Code Generation (was VM improvement: speeding up ...)

Jecel Assumpcao Jr. jecel at merlintec.com
Mon Feb 14 17:10:29 UTC 2000


I'll try to keep my short comments short ;-)

A friend of mine has just sent a link to the GNU Smalltalk JIT project:

   ftp://alpha.gnu.org/gnu/lightning-0.9.tar.gz

It is interesting to note that GNU ST, like Self, has come back from the dead
around last November. I looked through that code and it seems to do with macros
what the Self compilers do with inlined C++ methods. But since it is more
declarational (if such a word exists) it will probable be easier to add new
CPUs.

The one thing I don't agree with them is that "scheduling doesn't matter". It
might be pointless to second guess the reorder hardware in the Pentium III, but
it does matter very much on simple VLIW processors (like Crusoe or the Philips
Trimedia) and EPIC/Merced/Itanium like chips. In fact, I think (as we saw on
the Intel 860) that this is where we can not only tie with the C compilers, but
actually beat them!

Of course I agree that wasting time to generate good code is a bad idea 95% of
the time. That is why we have Hotspot (adaptive compilation) - so the system
can identify for itself the 5% that need to be fast and automatically let loose
the good code generator on it. Something like Lightning is good enough for the
rest.

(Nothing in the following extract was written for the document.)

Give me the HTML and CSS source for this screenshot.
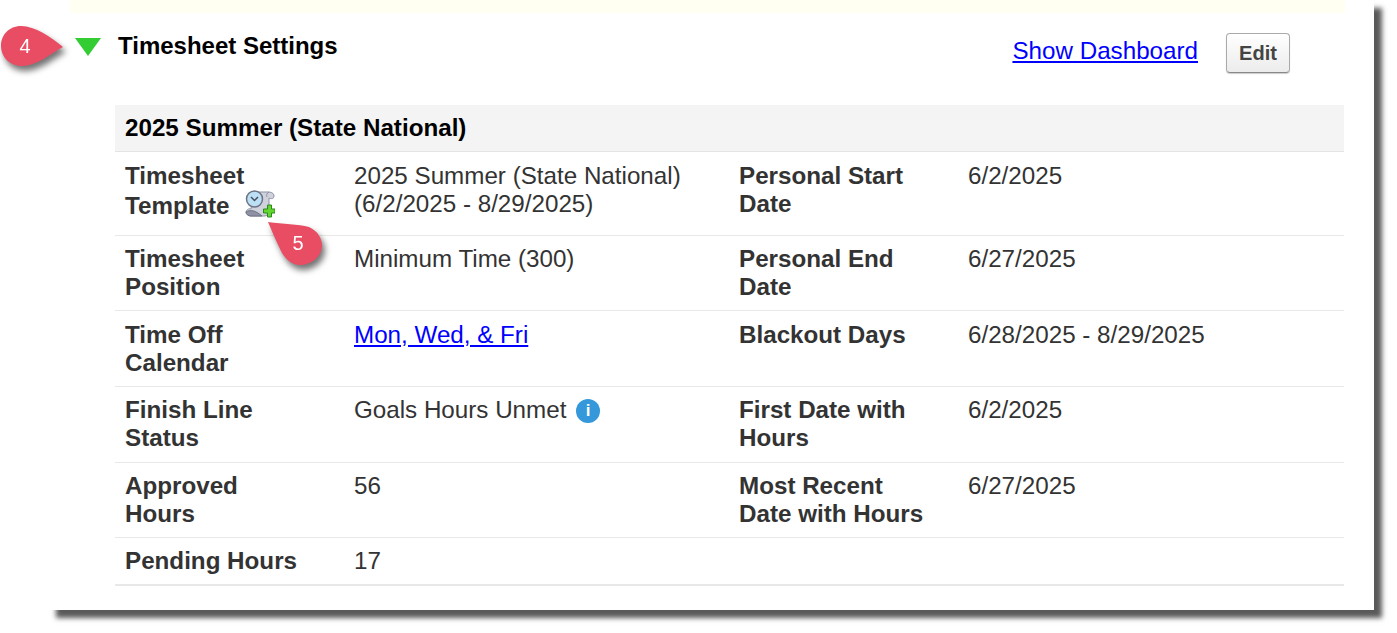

In fact, I had initially considered having a simple interpreter (like Dan
suggested) interpret the compiler compiling the compiler :-) but now I think a
two compiler system with cross-compilation for porting might be best.

Conclusion: if we use an adaptive compilation scheme which is easy to port
using tables for each CPU and these tables include scheduling information that
is aggressively used by the "good" compiler, then I think we can write
performance critical code in pure Smalltalk (not slang) and still outperform
the current C based system on future processors.